Family  /  Book Excerpt

Decline and Fall of the Spinach Kings: On the Wilting of a Family Dynasty

A history of wealth, enterprise, and family dysfunction.

The Seabrook Farms brand stood for family, freshness, and domestic modernity. Its advertising promised an end to drudgery through food engineering. As a 1959 Seabrook print ad blared “Food Miracle Frees Wife…Delights Husband!” Seabrook Farms Frozen Creamed Spinach, sold in the boil-­in-­the-­bag Mylar Miracle-­Pack, became the brand’s signature product, known and sought after up and down the East Coast. Seabrook’s cutting-­edge packaging materials lent a space-­age feel to its wares. In Stanley Kubrick’s 1968 film 2001: A Space Odyssey, Floyd, one of the astronauts, is briefly glimpsed sucking from a meal of Seabrook Farms Liquipacks—­a liquified carrot, fish, and leafy vegetable—­while transiting to the moon.


Charles Franklin Seabrook, my grandfather, was the principal dreamer, main promoter, political fixer, master builder, and autocratic ruler of this industrial farming empire—­and ultimately its destroyer. The original vegetable factory was built on land his father, Arthur, purchased in 1893 and called Poplar Brook Farm.
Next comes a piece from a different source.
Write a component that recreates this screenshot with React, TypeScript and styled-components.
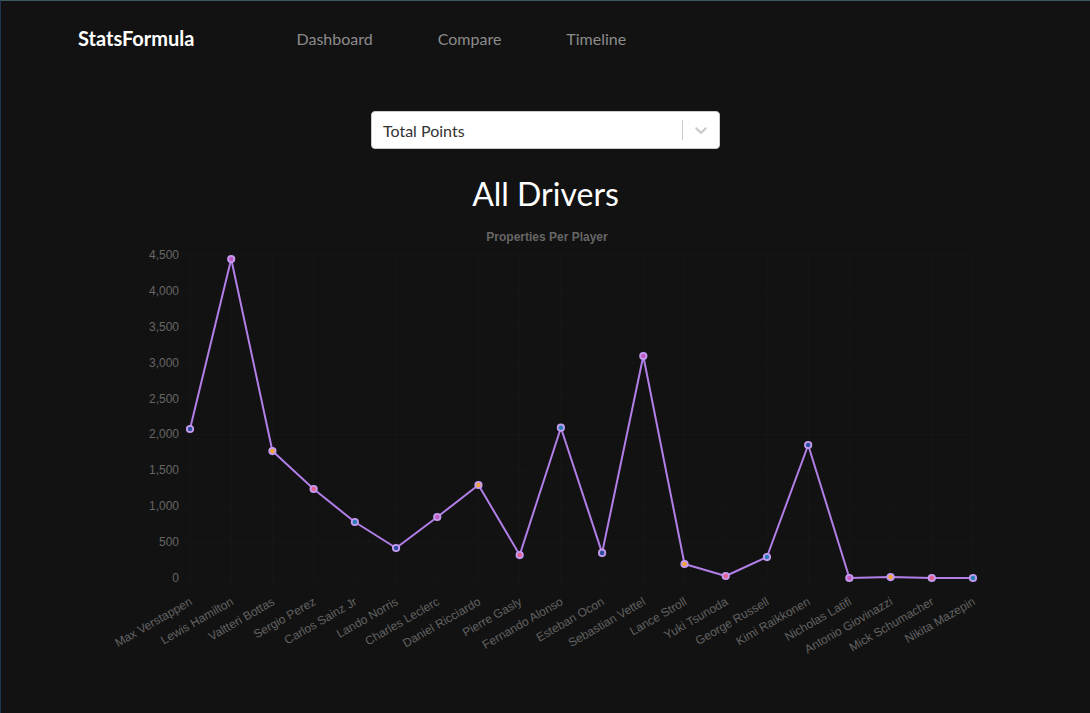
import styled, { createGlobalStyle } from 'styled-components';

type Driver = { name: string; points: number };

const drivers: Driver[] = [
  { name: 'Max Verstappen', points: 2076 },
  { name: 'Lewis Hamilton', points: 4444 },
  { name: 'Valtteri Bottas', points: 1769 },
  { name: 'Sergio Perez', points: 1240 },
  { name: 'Carlos Sainz Jr', points: 780 },
  { name: 'Lando Norris', points: 418 },
  { name: 'Charles Leclerc', points: 850 },
  { name: 'Daniel Ricciardo', points: 1296 },
  { name: 'Pierre Gasly', points: 320 },
  { name: 'Fernando Alonso', points: 2094 },
  { name: 'Esteban Ocon', points: 350 },
  { name: 'Sebastian Vettel', points: 3093 },
  { name: 'Lance Stroll', points: 195 },
  { name: 'Yuki Tsunoda', points: 28 },
  { name: 'George Russell', points: 292 },
  { name: 'Kimi Raikkonen', points: 1853 },
  { name: 'Nicholas Latifi', points: 0 },
  { name: 'Antonio Giovinazzi', points: 13 },
  { name: 'Mick Schumacher', points: 0 },
  { name: 'Nikita Mazepin', points: 0 },
];

const pointColors = ['#2d4f9e', '#c25cc4', '#f2a33a', '#e6618f', '#2a7fb8'];

// chart geometry (svg coords, svg sits at page x=95, y=225)
const LEFT = 94;
const RIGHT = 877;
const TOP = 30;
const BOTTOM = 353;
const MAX = 4500;
const step = (RIGHT - LEFT) / (drivers.length - 1);
const xAt = (i: number) => LEFT + i * step;
const yAt = (v: number) => BOTTOM - (v / MAX) * (BOTTOM - TOP);
const ticks = [0, 500, 1000, 1500, 2000, 2500, 3000, 3500, 4000, 4500];

const GlobalStyle = createGlobalStyle`
  html, body {
    margin: 0;
    padding: 0;
    background: #121212;
  }
  body {
    font-family: "Trebuchet MS", Lato, "DejaVu Sans", sans-serif;
  }
`;

const Page = styled.div`
  min-height: 713px;
  box-sizing: border-box;
  border-top: 1px solid #3d5b5e;
  border-left: 1px solid #1f3550;
  background: #121212;
`;

const Header = styled.header`
  display: flex;
  align-items: center;
  height: 74px;
  padding-left: 77px;
`;

const Brand = styled.h1`
  margin: 0 102px 0 0;
  font-size: 20px;
  font-weight: 700;
  color: #fff;
`;

const Nav = styled.nav`
  display: flex;
  gap: 65px;
`;

const NavItem = styled.a`
  font-size: 16px;
  color: #8c8c8c;
  text-decoration: none;
`;

const Main = styled.main`
  display: flex;
  flex-direction: column;
  align-items: center;
  padding-top: 36px;
`;

const Select = styled.div`
  box-sizing: border-box;
  width: 349px;
  height: 38px;
  display: flex;
  align-items: center;
  background: #fff;
  border: 1px solid #ccc;
  border-radius: 4px;
`;

const SelectValue = styled.span`
  flex: 1;
  padding-left: 11px;
  font-size: 16px;
  color: #333;
`;

const Separator = styled.span`
  align-self: stretch;
  width: 1px;
  margin: 8px 0;
  background: #ccc;
`;

const Indicator = styled.span`
  display: flex;
  padding: 8px;
  color: #ccc;
`;

const Title = styled.h2`
  margin: 26px 0 0;
  font-size: 32px;
  font-weight: 400;
  color: #fff;
  line-height: 38px;
`;

const ChartBox = styled.div`
  width: 900px;
  margin-top: 12px;
`;

const ChartSvg = styled.svg`
  display: block;
  font-family: "Liberation Sans", Arial, sans-serif;
`;

function Chevron() {
  return (
    <svg width="20" height="20" viewBox="0 0 20 20" fill="currentColor">
      <path d="M4.516 7.548c0.436-0.446 1.043-0.481 1.576 0l3.908 3.747 3.908-3.747c0.533-0.481 1.141-0.446 1.574 0 0.436 0.445 0.408 1.197 0 1.615-0.406 0.418-4.695 4.502-4.695 4.502-0.217 0.223-0.502 0.335-0.787 0.335s-0.57-0.112-0.789-0.335c0 0-4.287-4.084-4.695-4.502s-0.436-1.17 0-1.615z" />
    </svg>
  );
}

function LineChart() {
  const line = drivers
    .map((d, i) => `${i === 0 ? 'M' : 'L'}${xAt(i).toFixed(1)},${yAt(d.points).toFixed(1)}`)
    .join(' ');

  return (
    <ChartSvg width={900} height={430}>
      <text x={451} y={16} textAnchor="middle" fontSize={12} fontWeight={700} fill="#666">
        Properties Per Player
      </text>
      {ticks.map((t) => (
        <g key={t}>
          <line x1={LEFT - 6} x2={RIGHT} y1={yAt(t)} y2={yAt(t)} stroke="#171717" strokeWidth={1} />
          <text x={LEFT - 11} y={yAt(t) + 4} textAnchor="end" fontSize={12} fill="#666">
            {t.toLocaleString('en-US')}
          </text>
        </g>
      ))}
      {drivers.map((d, i) => (
        <line key={d.name} x1={xAt(i)} x2={xAt(i)} y1={TOP} y2={BOTTOM + 6} stroke="#171717" strokeWidth={1} />
      ))}
      <path d={line} fill="none" stroke="#b27ee8" strokeWidth={2} strokeLinejoin="round" />
      {drivers.map((d, i) => (
        <circle
          key={d.name}
          cx={xAt(i)}
          cy={yAt(d.points)}
          r={3.2}
          fill={pointColors[i % pointColors.length]}
          stroke="#c39bf0"
          strokeWidth={1.8}
        />
      ))}
      {drivers.map((d, i) => {
        const ax = xAt(i) + 3;
        const ay = 379;
        return (
          <text
            key={d.name}
            x={ax}
            y={ay}
            textAnchor="end"
            fontSize={12}
            fill="#626262"
            transform={`rotate(-30 ${ax} ${ay})`}
          >
            {d.name}
          </text>
        );
      })}
    </ChartSvg>
  );
}

export default function App() {
  return (
    <>
      <GlobalStyle />
      <Page>
        <Header>
          <Brand>StatsFormula</Brand>
          <Nav>
            <NavItem>Dashboard</NavItem>
            <NavItem>Compare</NavItem>
            <NavItem>Timeline</NavItem>
          </Nav>
        </Header>
        <Main>
          <Select>
            <SelectValue>Total Points</SelectValue>
            <Separator />
            <Indicator>
              <Chevron />
            </Indicator>
          </Select>
          <Title>All Drivers</Title>
          <ChartBox>
            <LineChart />
          </ChartBox>
        </Main>
      </Page>
    </>
  );
}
Arthur and Charlie, who started the Seabrook & Son partnership in 1905, were the first farmers in the region to use overhead irrigation. The processing plant was modeled on Henry Ford’s Highland Park automobile factory, which opened in 1910; Seabrook management even installed a time clock out in the fields, where farm hands punched in and out of work. Instead of Model T’s, which Ford introduced in 1908, the Seabrooks’ vegetable factory turned out fresh, canned, and eventually, frozen vegetables on a massive scale.
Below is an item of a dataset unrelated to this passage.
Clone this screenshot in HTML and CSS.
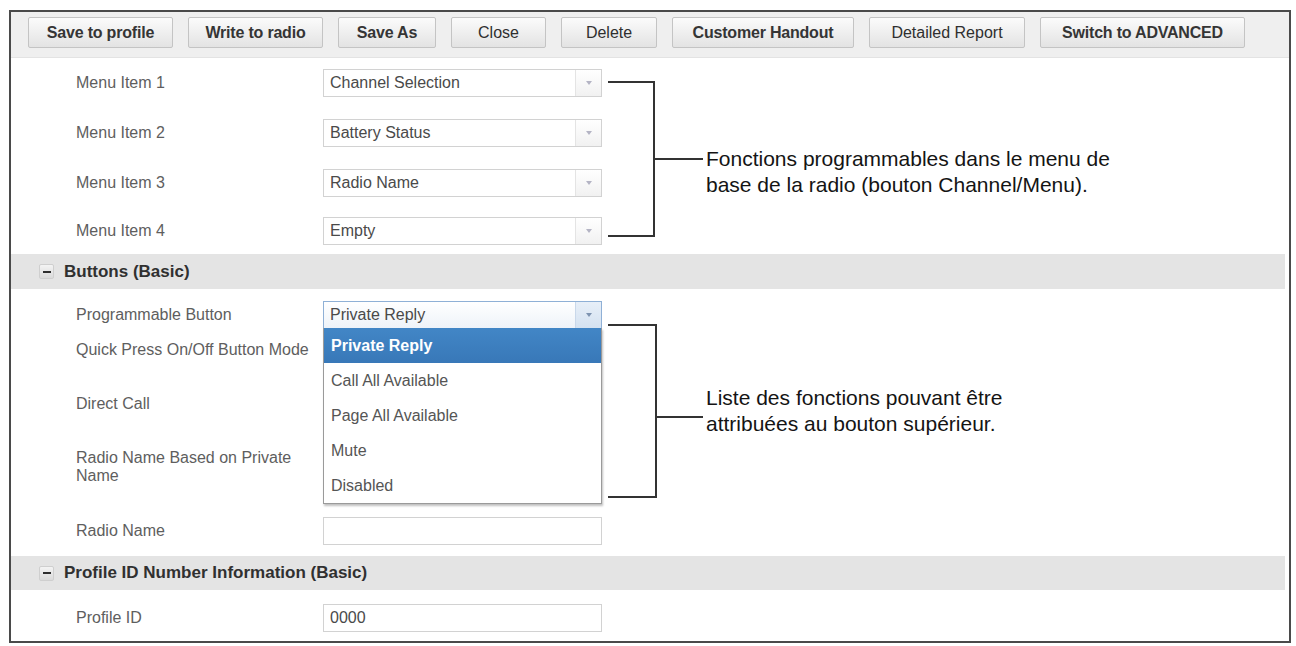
FILE: index.html
```html
<!DOCTYPE html>
<html lang="en">
<head>
<meta charset="utf-8">
<title>Profile editor</title>
<link rel="stylesheet" href="styles.css">
</head>
<body>
<div class="frame">
  <div class="toolbar">
    <button class="btn w-save-profile">Save to profile</button>
    <button class="btn w-write">Write to radio</button>
    <button class="btn w-save-as">Save As</button>
    <button class="btn light w-close">Close</button>
    <button class="btn light w-delete">Delete</button>
    <button class="btn w-handout">Customer Handout</button>
    <button class="btn light w-report">Detailed Report</button>
    <button class="btn w-switch">Switch to ADVANCED</button>
  </div>

  <div class="section menu-section">
    <div class="form-row r50">
      <div class="label">Menu Item 1</div>
      <div class="select"><span class="value">Channel Selection</span><span class="arrow"></span></div>
    </div>
    <div class="form-row r50">
      <div class="label">Menu Item 2</div>
      <div class="select"><span class="value">Battery Status</span><span class="arrow"></span></div>
    </div>
    <div class="form-row r50">
      <div class="label">Menu Item 3</div>
      <div class="select"><span class="value">Radio Name</span><span class="arrow"></span></div>
    </div>
    <div class="form-row r46">
      <div class="label">Menu Item 4</div>
      <div class="select"><span class="value">Empty</span><span class="arrow"></span></div>
    </div>
  </div>

  <div class="band band-buttons">
    <span class="toggle"><span class="dash"></span></span>
    <span class="band-title">Buttons (Basic)</span>
  </div>

  <div class="section buttons-section">
    <div class="form-row row-a">
      <div class="label">Programmable Button</div>
      <div class="select focused"><span class="value">Private Reply</span><span class="arrow"></span>
        <ul class="dropdown">
          <li class="opt selected">Private Reply</li>
          <li class="opt">Call All Available</li>
          <li class="opt">Page All Available</li>
          <li class="opt">Mute</li>
          <li class="opt">Disabled</li>
        </ul>
      </div>
    </div>
    <div class="form-row row-b">
      <div class="label nowrap">Quick Press On/Off Button Mode</div>
    </div>
    <div class="form-row row-c">
      <div class="label">Direct Call</div>
    </div>
    <div class="form-row row-d">
      <div class="label">Radio Name Based on Private Name</div>
    </div>
    <div class="form-row row-e">
      <div class="label">Radio Name</div>
      <div class="input"></div>
    </div>
  </div>

  <div class="band band-profile">
    <span class="toggle"><span class="dash"></span></span>
    <span class="band-title">Profile ID Number Information (Basic)</span>
  </div>

  <div class="section profile-section">
    <div class="form-row row-id">
      <div class="label">Profile ID</div>
      <div class="input"><span class="value">0000</span></div>
    </div>
  </div>

  <div class="callout callout-menu">
    <div class="bracket"></div>
    <div class="tick"></div>
    <div class="note">Fonctions programmables dans le menu de<br>base de la radio (bouton Channel/Menu).</div>
  </div>

  <div class="callout callout-list">
    <div class="bracket"></div>
    <div class="tick"></div>
    <div class="note">Liste des fonctions pouvant être<br>attribuées au bouton supérieur.</div>
  </div>
</div>
</body>
</html>
```

FILE: styles.css
```css
* { box-sizing: border-box; }

body {
  margin: 0;
  background: #ffffff;
  font-family: "Liberation Sans", Arial, sans-serif;
}

.frame {
  position: relative;
  margin: 10px 0 0 9px;
  width: 1282px;
  height: 633px;
  border: 2px solid #4a4a4a;
  background: #ffffff;
}

/* toolbar */
.toolbar {
  height: 46px;
  background: #efefef;
  border-bottom: 1px solid #e3e3e3;
  display: flex;
  align-items: flex-start;
  gap: 15px;
  padding: 5px 0 0 17px;
}

.btn {
  height: 31px;
  padding: 0;
  border: 1px solid #c4c4c4;
  border-radius: 2px;
  background: linear-gradient(#fbfbfb, #e3e3e3);
  color: #353535;
  font-family: "Liberation Sans", Arial, sans-serif;
  font-weight: bold;
  font-size: 16px;
  line-height: 29px;
  letter-spacing: -0.2px;
  text-align: center;
  white-space: nowrap;
}

.btn.light {
  font-weight: normal;
  color: #2f2f2f;
  letter-spacing: 0;
}

.w-save-profile { width: 145px; }
.w-write { width: 135px; }
.w-save-as { width: 98px; }
.w-close { width: 95px; }
.w-delete { width: 96px; }
.w-handout { width: 182px; }
.w-report { width: 156px; }
.w-switch { width: 205px; }

/* sections */
.section {
  display: flex;
  flex-direction: column;
}

.form-row {
  display: flex;
  align-items: center;
  padding-left: 65px;
}

.r50 { height: 50px; flex: none; }
.r46 { height: 46px; flex: none; }

.label {
  width: 247px;
  flex: none;
  padding-right: 12px;
  color: #5e5e5e;
  font-size: 16px;
  line-height: 18px;
}

.label.nowrap { white-space: nowrap; }

.select,
.input {
  position: relative;
  width: 279px;
  height: 28px;
  flex: none;
  border: 1px solid #d2d2d2;
  background: #ffffff;
  display: flex;
  align-items: center;
  color: #4a4a4a;
  font-size: 16px;
}

.value {
  flex: 1;
  padding-left: 6px;
  white-space: nowrap;
}

.arrow {
  width: 26px;
  height: 100%;
  border-left: 1px solid #e4e4e4;
  background: linear-gradient(#ffffff, #f1f1f1);
  display: flex;
  align-items: center;
  justify-content: center;
}

.arrow::after {
  content: "";
  border-left: 3px solid transparent;
  border-right: 3px solid transparent;
  border-top: 4px solid #b4b4c4;
}

.select.focused {
  border-color: #8fb0d6;
  background: linear-gradient(#ffffff, #eef3f9);
  z-index: 2;
}

.select.focused .arrow {
  background: linear-gradient(#e7eff8, #d4e2f1);
  border-left-color: #c9d8ea;
}

.select.focused .arrow::after { border-top-color: #7d93b0; }

/* dropdown list (open) */
.dropdown {
  position: absolute;
  left: -1px;
  top: 26px;
  width: 279px;
  margin: 0;
  padding: 0;
  list-style: none;
  background: #ffffff;
  border: 1px solid #9a9a9a;
  border-top: none;
  box-shadow: 1px 2px 2px rgba(0, 0, 0, 0.25);
}

.opt {
  height: 35px;
  line-height: 35px;
  padding-left: 7px;
  color: #555555;
  font-size: 16px;
}

.opt.selected {
  background: linear-gradient(#4286c6, #3878b8);
  color: #ffffff;
  font-weight: bold;
}

/* section bands */
.band {
  display: flex;
  align-items: center;
  margin-right: 4px;
  background: #e4e4e4;
  padding-left: 28px;
}

.band-buttons { height: 35px; }
.band-profile { height: 34px; }

.toggle {
  width: 15px;
  height: 15px;
  border: 1px solid #cfcfcf;
  border-radius: 2px;
  background: linear-gradient(#f4f4f4, #dadada);
  display: flex;
  align-items: center;
  justify-content: center;
  margin-right: 10px;
}

.dash {
  width: 8px;
  height: 2px;
  background: #2e2e2e;
}

.band-title {
  font-weight: bold;
  font-size: 17px;
  color: #303030;
}

/* section spacing */
.buttons-section { height: 267px; }
.row-a { margin-top: 12px; height: 28px; }
.row-b { margin-top: 7px; height: 28px; }
.row-c { margin-top: 26px; height: 28px; }
.row-d { margin-top: 31px; height: 36px; }
.row-e { margin-top: 32px; height: 28px; }

.row-id { margin-top: 14px; height: 28px; }

/* callouts */
.callout {
  position: absolute;
  display: flex;
  align-items: center;
}

.bracket {
  border: 2px solid #333333;
  border-left: none;
}

.tick {
  height: 2px;
  background: #333333;
}

.note {
  margin-left: 3px;
  color: #141414;
  font-size: 21px;
  line-height: 26px;
  white-space: nowrap;
}

.callout-menu { left: 597px; top: 69px; }
.callout-menu .bracket { width: 47px; height: 156px; }
.callout-menu .tick { width: 48px; }
.callout-menu .note { margin-top: 26px; }

.callout-list { left: 597px; top: 312px; }
.callout-list .bracket { width: 49px; height: 174px; }
.callout-list .tick { width: 46px; margin-top: 12px; }
```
Henry Ford, nineteen years older than my grandfather, was Charlie’s inspiration. Both grew up on farms and looked to industry to save them from the drudgery and monotony of farm work. Both industrialized what had previously been cottage industries—­in Ford’s case, the artisanal carriage trade; in Seabrook’s, market gardening. Both men enjoyed paternalistic relationships with their workers but had difficult and ultimately tragic relationships with their sons.
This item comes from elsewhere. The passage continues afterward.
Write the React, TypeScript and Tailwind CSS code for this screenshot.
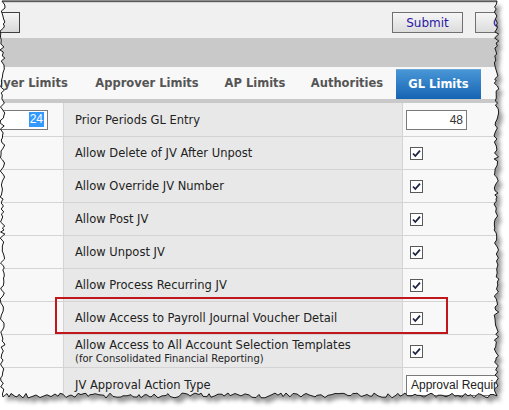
import React from "react";

const rows = [
  { label: "Allow Delete of JV After Unpost" },
  { label: "Allow Override JV Number" },
  { label: "Allow Post JV" },
  { label: "Allow Unpost JV" },
  { label: "Allow Process Recurring JV" },
  { label: "Allow Access to Payroll Journal Voucher Detail" },
];

function Check() {
  return (
    <div className="w-[13px] h-[13px] border border-[#5a5a5a] bg-white flex items-center justify-center">
      <svg width="11" height="11" viewBox="0 0 11 11">
        <path d="M2 5.5 L4.3 8 L9 2.6" fill="none" stroke="#1c2340" strokeWidth="1.8" />
      </svg>
    </div>
  );
}

// jagged torn-paper edge, computed once
function tornPath() {
  let seed = 7;
  const rnd = () => {
    seed = (seed * 9301 + 49297) % 233280;
    return seed / 233280;
  };
  const pts: [number, number][] = [];
  pts.push([2, 1]);
  pts.push([497, 1]);
  for (let y = 4; y < 394; y += 2 + Math.floor(rnd() * 3)) {
    pts.push([494 + rnd() * 5, y]);
  }
  for (let x = 497; x > 2; x -= 2 + Math.floor(rnd() * 3)) {
    pts.push([x, 393 + rnd() * 5]);
  }
  for (let y = 394; y > 2; y -= 2 + Math.floor(rnd() * 3)) {
    pts.push([rnd() * 5, y]);
  }
  return "M" + pts.map((p) => p[0].toFixed(1) + " " + p[1].toFixed(1)).join(" L") + " Z";
}

const edge = tornPath();

const arial = { fontFamily: "Arial, 'Liberation Sans', sans-serif" };

export default function App() {
  const font = { fontFamily: '"DejaVu Sans", Verdana, sans-serif' };
  return (
    <div className="relative w-[509px] h-[410px] bg-white overflow-hidden" style={font}>
      <div className="w-[500px] h-[400px] overflow-hidden">
        {/* top app bar */}
        <div className="h-[1px] bg-[#444]" />
        <div className="h-[1px] bg-[#9a9a9a]" />
        <div className="h-[1px] bg-[#d4d4d4]" />
        <div className="h-[35px] bg-[#f0f0f0] flex items-start pt-[9px]">
          <div className="shrink-0 ml-[-20px] w-[40px] h-[21px] border border-[#404040] bg-gradient-to-b from-[#f6f6f6] to-[#d8d8d8]" />
          <div className="shrink-0 ml-[372px] w-[71px] h-[21px] border border-[#707070] bg-gradient-to-b from-[#f6f6f6] to-[#dcdcdc] flex items-center justify-center text-[12px] text-[#2a17a5]">
            Submit
          </div>
          <div className="shrink-0 ml-[12px] w-[80px] h-[21px] border border-[#707070] bg-gradient-to-b from-[#f6f6f6] to-[#dcdcdc] flex items-center pl-[17px] text-[12px] text-[#2a17a5]">
            Cancel
          </div>
        </div>
        <div className="h-[29px] bg-[#c8c9c8]" />

        {/* tabs */}
        <div className="h-[32px] bg-[#f8f8f8] flex items-end text-[11.5px] font-bold text-[#555]">
          <div className="ml-[-28px] w-[110px] shrink-0 h-[30px] flex items-center justify-center whitespace-nowrap">Buyer Limits</div>
          <div className="w-[130px] shrink-0 h-[30px] flex items-center justify-center">Approver Limits</div>
          <div className="w-[86px] shrink-0 h-[30px] flex items-center justify-center">AP Limits</div>
          <div className="w-[98px] shrink-0 h-[30px] flex items-center justify-center">Authorities</div>
          <div className="w-[85px] shrink-0 h-[30px] flex items-center justify-center text-white bg-gradient-to-b from-[#4896d6] to-[#1464b4] border-t border-[#6aa8dc]">
            GL Limits
          </div>
        </div>
        <div className="h-[4px] bg-[#c8c9c8]" />

        {/* grid rows */}
        <div className="text-[11.5px] text-[#222]">
          <div className="flex h-[33px]">
            <div className="shrink-0 w-[64px] bg-[#f8f8f8] border-r border-[#d4d4d4] flex items-center">
              <div className="ml-[-10px] w-[58px] h-[20px] border border-[#7a7a7a] bg-white flex items-center justify-end pr-[3px]">
                <span className="bg-[#3399ff] text-white text-[12px] leading-[15px] px-[1px]" style={arial}>
                  24
                </span>
              </div>
            </div>
            <div className="shrink-0 w-[339px] bg-[#e8e8e8] border-r border-[#d4d4d4] flex items-center pl-[11px] pt-[2px]">
              Prior Periods GL Entry
            </div>
            <div className="flex-1 bg-[#f8f8f8] flex items-center pl-[3px] pt-[1px]">
              <div
                className="w-[61px] h-[20px] border border-[#7a7a7a] bg-white flex items-center justify-end pr-[3px] text-[12px] text-[#333]"
                style={arial}
              >
                48
              </div>
            </div>
          </div>

          {rows.map((r) => (
            <div key={r.label} className="flex h-[33px] border-t border-[#d4d4d4]">
              <div className="shrink-0 w-[64px] bg-[#f8f8f8] border-r border-[#d4d4d4]" />
              <div className="shrink-0 w-[339px] bg-[#e8e8e8] border-r border-[#d4d4d4] flex items-center pl-[11px] pt-[2px]">
                {r.label}
              </div>
              <div className="flex-1 bg-[#f8f8f8] flex items-center pl-[7px] pt-[1px]">
                <Check />
              </div>
            </div>
          ))}

          <div className="flex h-[33px] border-t border-[#d4d4d4]">
            <div className="shrink-0 w-[64px] bg-[#f8f8f8] border-r border-[#d4d4d4]" />
            <div className="shrink-0 w-[339px] bg-[#e8e8e8] border-r border-[#d4d4d4] flex flex-col justify-center pl-[11px] pt-[2px] leading-[13px]">
              <div>Allow Access to All Account Selection Templates</div>
              <div className="text-[10px] leading-[13px]">(for Consolidated Financial Reporting)</div>
            </div>
            <div className="flex-1 bg-[#f8f8f8] flex items-center pl-[7px] pt-[1px]">
              <Check />
            </div>
          </div>

          <div className="flex h-[33px] border-t border-[#d4d4d4]">
            <div className="shrink-0 w-[64px] bg-[#f8f8f8] border-r border-[#d4d4d4]" />
            <div className="shrink-0 w-[339px] bg-[#e8e8e8] border-r border-[#d4d4d4] flex items-center pl-[11px] pt-[4px]">
              JV Approval Action Type
            </div>
            <div className="flex-1 min-w-0 bg-[#f8f8f8] flex items-center pl-[3px] pt-[2px]">
              <div
                className="w-[120px] shrink-0 h-[21px] border border-[#7a7a7a] bg-white flex items-center pl-[4px] text-[12px] text-[#222] whitespace-nowrap"
                style={arial}
              >
                Approval Required
              </div>
            </div>
          </div>
        </div>
      </div>

      {/* highlight annotation */}
      <div className="absolute left-[55px] top-[297px] w-[393px] h-[37px] border-2 border-[#c0161c]" />

      {/* torn edge overlay */}
      <svg className="absolute inset-0" width="509" height="410" viewBox="0 0 509 410">
        <defs>
          <filter id="blur" x="-10%" y="-10%" width="120%" height="120%">
            <feGaussianBlur stdDeviation="2.2" />
          </filter>
          <mask id="outside">
            <rect width="509" height="410" fill="white" />
            <path d={edge} fill="black" />
          </mask>
        </defs>
        <path d={"M0 0 H509 V410 H0 Z " + edge} fill="white" fillRule="evenodd" />
        <g mask="url(#outside)">
          <path d={edge} transform="translate(4 5)" fill="#000" opacity="0.4" filter="url(#blur)" />
        </g>
        <path d={edge} fill="none" stroke="#1a1a1a" strokeWidth="1" />
      </svg>
    </div>
  );
}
Although his passport gave “Farmer” as his profession, C. F. Seabrook saw himself as a builder. He hoped to emulate figures like Henry Kaiser, who parlayed a paving business into a shipbuilding empire, and Warren Bechtel, a Kansas farm boy who founded the Bechtel Corporation, which became the world’s largest home construction company. The great-­grandson of the owner, Brendan Bechtel, now runs the company, which is still owned by the family. C. F. had something like that in mind for his own family. Things didn’t quite work out that way.